→ **Source data**
•••••

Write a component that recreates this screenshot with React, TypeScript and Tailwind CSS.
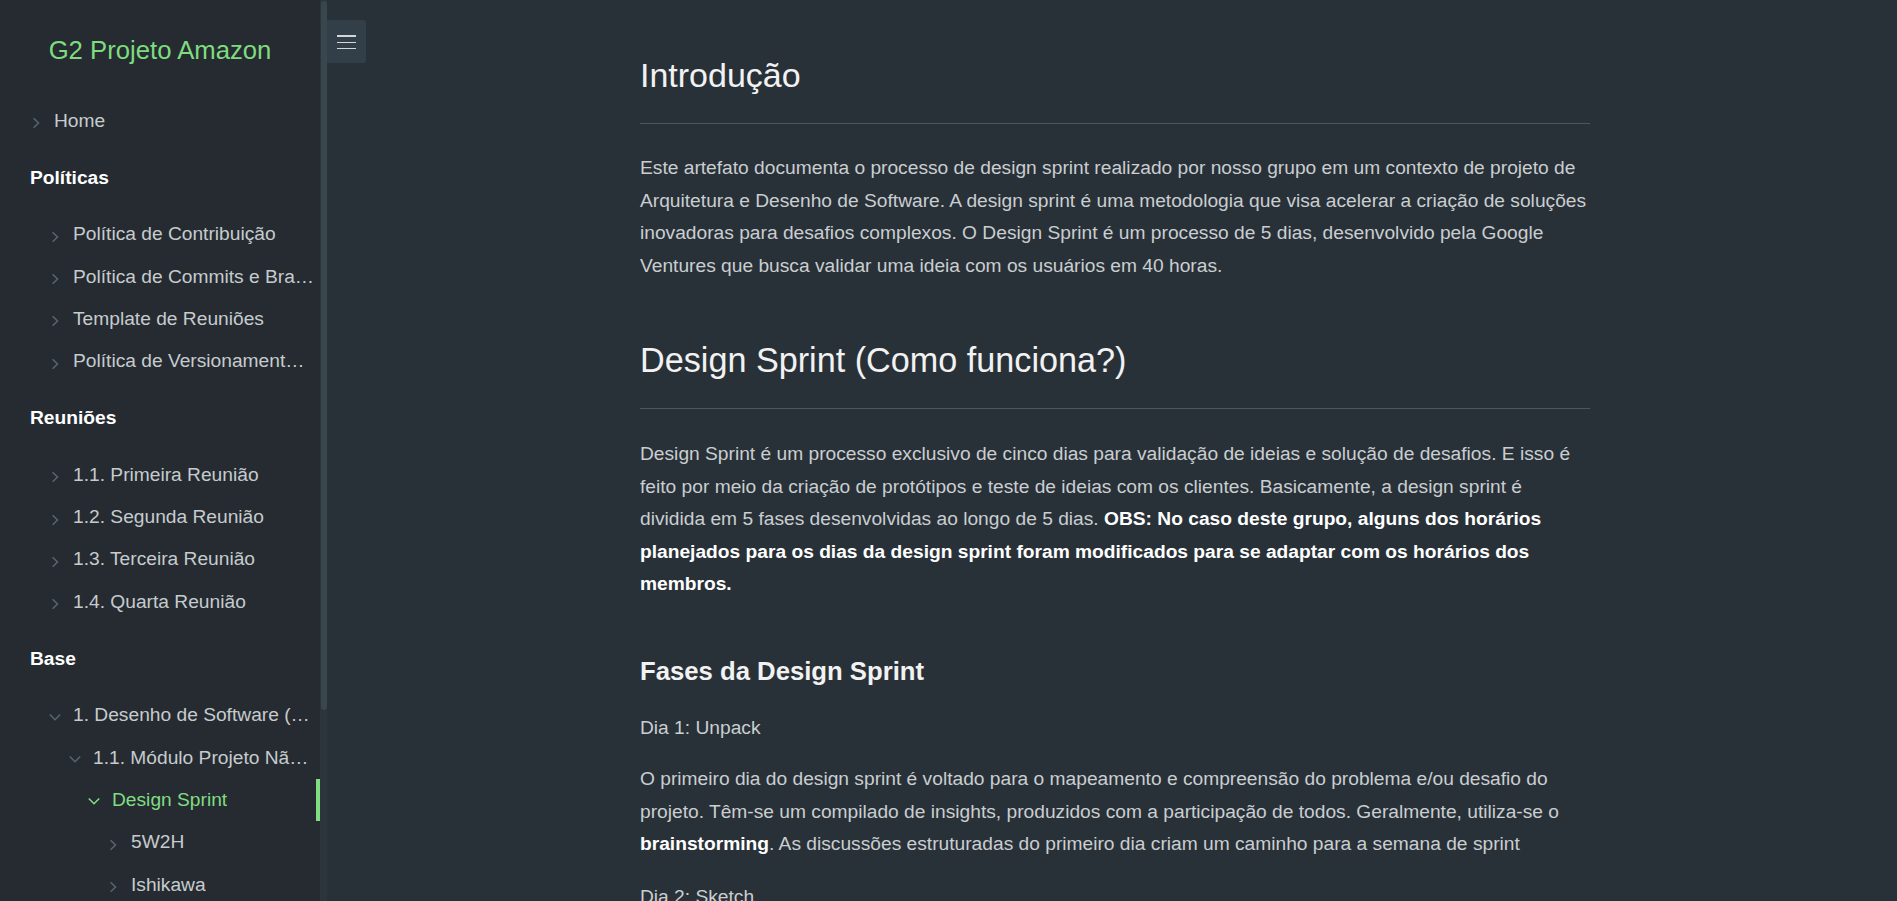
import React from 'react';

type NavEntry =
  | { kind: 'header'; label: string }
  | { kind: 'item'; label: string; level: number; open?: boolean; active?: boolean };

const NAV: NavEntry[] = [
  { kind: 'item', label: 'Home', level: 0 },
  { kind: 'header', label: 'Políticas' },
  { kind: 'item', label: 'Política de Contribuição', level: 1 },
  { kind: 'item', label: 'Política de Commits e Branches', level: 1 },
  { kind: 'item', label: 'Template de Reuniões', level: 1 },
  { kind: 'item', label: 'Política de Versionamento de Código', level: 1 },
  { kind: 'header', label: 'Reuniões' },
  { kind: 'item', label: '1.1. Primeira Reunião', level: 1 },
  { kind: 'item', label: '1.2. Segunda Reunião', level: 1 },
  { kind: 'item', label: '1.3. Terceira Reunião', level: 1 },
  { kind: 'item', label: '1.4. Quarta Reunião', level: 1 },
  { kind: 'header', label: 'Base' },
  { kind: 'item', label: '1. Desenho de Software (Projeto Amazon)', level: 1, open: true },
  { kind: 'item', label: '1.1. Módulo Projeto Não Funcional', level: 2, open: true },
  { kind: 'item', label: 'Design Sprint', level: 3, open: true, active: true },
  { kind: 'item', label: '5W2H', level: 4 },
  { kind: 'item', label: 'Ishikawa', level: 4 },
];

const INDENT = ['pl-[30px]', 'pl-[49px]', 'pl-[69px]', 'pl-[88px]', 'pl-[107px]'];

const Chevron = ({ open, active }: { open?: boolean; active?: boolean }) => (
  <svg
    width="12"
    height="12"
    viewBox="0 0 12 12"
    fill="none"
    stroke="currentColor"
    strokeWidth="1.6"
    className={`${active ? 'text-[#80dd82]' : 'text-[#56646e]'} ${open ? 'translate-y-[1px]' : 'translate-y-[2px]'}`}
  >
    {open ? <path d="M0.8 3.5 L6 8.7 L11.2 3.5" /> : <path d="M3.6 1.2 L8.5 6 L3.6 10.8" />}
  </svg>
);

const Sidebar = () => (
  <aside className="flex w-[327px] shrink-0 bg-[#252b31]">
    <nav className="w-[320px]">
      <div className="flex h-[100px] items-center justify-center text-[25.7px] text-[#7edc7f]">
        G2 Projeto Amazon
      </div>
      <ul>
        {NAV.map((entry, i) =>
          entry.kind === 'header' ? (
            <li
              key={i}
              className="my-[14.5px] flex h-[42.3px] items-center pl-[30px] text-[19.2px] font-bold text-white"
            >
              {entry.label}
            </li>
          ) : (
            <li
              key={i}
              className={`flex h-[42.3px] items-center pr-[5px] text-[19.2px] ${INDENT[entry.level]} ${
                entry.active ? 'border-r-4 border-[#80dd82] text-[#80dd82]' : 'text-[#c6cbce]'
              }`}
            >
              <span className="flex w-[24px] shrink-0">
                <Chevron open={entry.open} active={entry.active} />
              </span>
              <span className="truncate">{entry.label}</span>
            </li>
          ),
        )}
      </ul>
    </nav>
    <div className="w-[7px] bg-[#2c353c]">
      <div className="mx-auto mt-[1px] h-[709px] w-[6px] rounded-full bg-[#3a464e]" />
    </div>
  </aside>
);

const Strong = ({ children }: { children: React.ReactNode }) => (
  <strong className="font-bold text-white">{children}</strong>
);

const Content = () => (
  <main className="relative flex-1 bg-[#293138] pl-[6px]">
    <button className="absolute left-0 top-[20px] flex h-[43px] w-[39px] flex-col items-center justify-center gap-[5px] rounded-r-[3px] bg-[#333f48]">
      <span className="h-[2px] w-[19px] bg-[#d3d7da]" />
      <span className="h-[1px] w-[19px] bg-[#d3d7da]" />
      <span className="h-[1px] w-[19px] bg-[#d3d7da]" />
    </button>

    <article className="mx-auto w-[950px] pt-[55px] text-[19.2px] leading-[32.5px] text-[#c9ced1]">
      <h1 className="border-b border-[#4a5662] pb-[28px] text-[34px] leading-[40px] text-[#f2f2f2]">
        Introdução
      </h1>
      <p className="mt-[28px]">
        Este artefato documenta o processo de design sprint realizado por nosso grupo em um contexto de projeto de
        Arquitetura e Desenho de Software. A design sprint é uma metodologia que visa acelerar a criação de soluções
        inovadoras para desafios complexos. O Design Sprint é um processo de 5 dias, desenvolvido pela Google
        Ventures que busca validar uma ideia com os usuários em 40 horas.
      </p>

      <h2 className="mt-[58px] border-b border-[#4a5662] pb-[28px] text-[34.2px] leading-[40px] text-[#f2f2f2]">
        Design Sprint (Como funciona?)
      </h2>
      <p className="mt-[29px]">
        Design Sprint é um processo exclusivo de cinco dias para validação de ideias e solução de desafios. E isso é
        feito por meio da criação de protótipos e teste de ideias com os clientes. Basicamente, a design sprint é
        dividida em 5 fases desenvolvidas ao longo de 5 dias.{' '}
        <Strong>
          OBS: No caso deste grupo, alguns dos horários planejados para os dias da design sprint foram modificados
          para se adaptar com os horários dos membros.
        </Strong>
      </p>

      <h3 className="mt-[55px] text-[25.7px] font-bold leading-[30px] text-[#f2f2f2]">Fases da Design Sprint</h3>
      <p className="mt-[26px]">Dia 1: Unpack</p>
      <p className="mt-[19px]">
        O primeiro dia do design sprint é voltado para o mapeamento e compreensão do problema e/ou desafio do
        projeto. Têm-se um compilado de insights, produzidos com a participação de todos. Geralmente, utiliza-se o{' '}
        <Strong>brainstorming</Strong>. As discussões estruturadas do primeiro dia criam um caminho para a semana de
        sprint
      </p>
      <p className="mt-[20px]">Dia 2: Sketch</p>
    </article>
  </main>
);

export default function App() {
  return (
    <div className="flex h-[901px] w-full overflow-hidden font-['Liberation_Sans',Arial,sans-serif]">
      <Sidebar />
      <Content />
    </div>
  );
}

•••••

→ **What this task involves**
Exactly restate the lines from the beginning of the data through the line with "string; level: number;", and no others, keeping pictures out.

→ **Task response**
Write a component that recreates this screenshot with React, TypeScript and Tailwind CSS.
import React from 'react';

type NavEntry =
  | { kind: 'header'; label: string }
  | { kind: 'item'; label: string; level: number; open?: boolean; active?: boolean };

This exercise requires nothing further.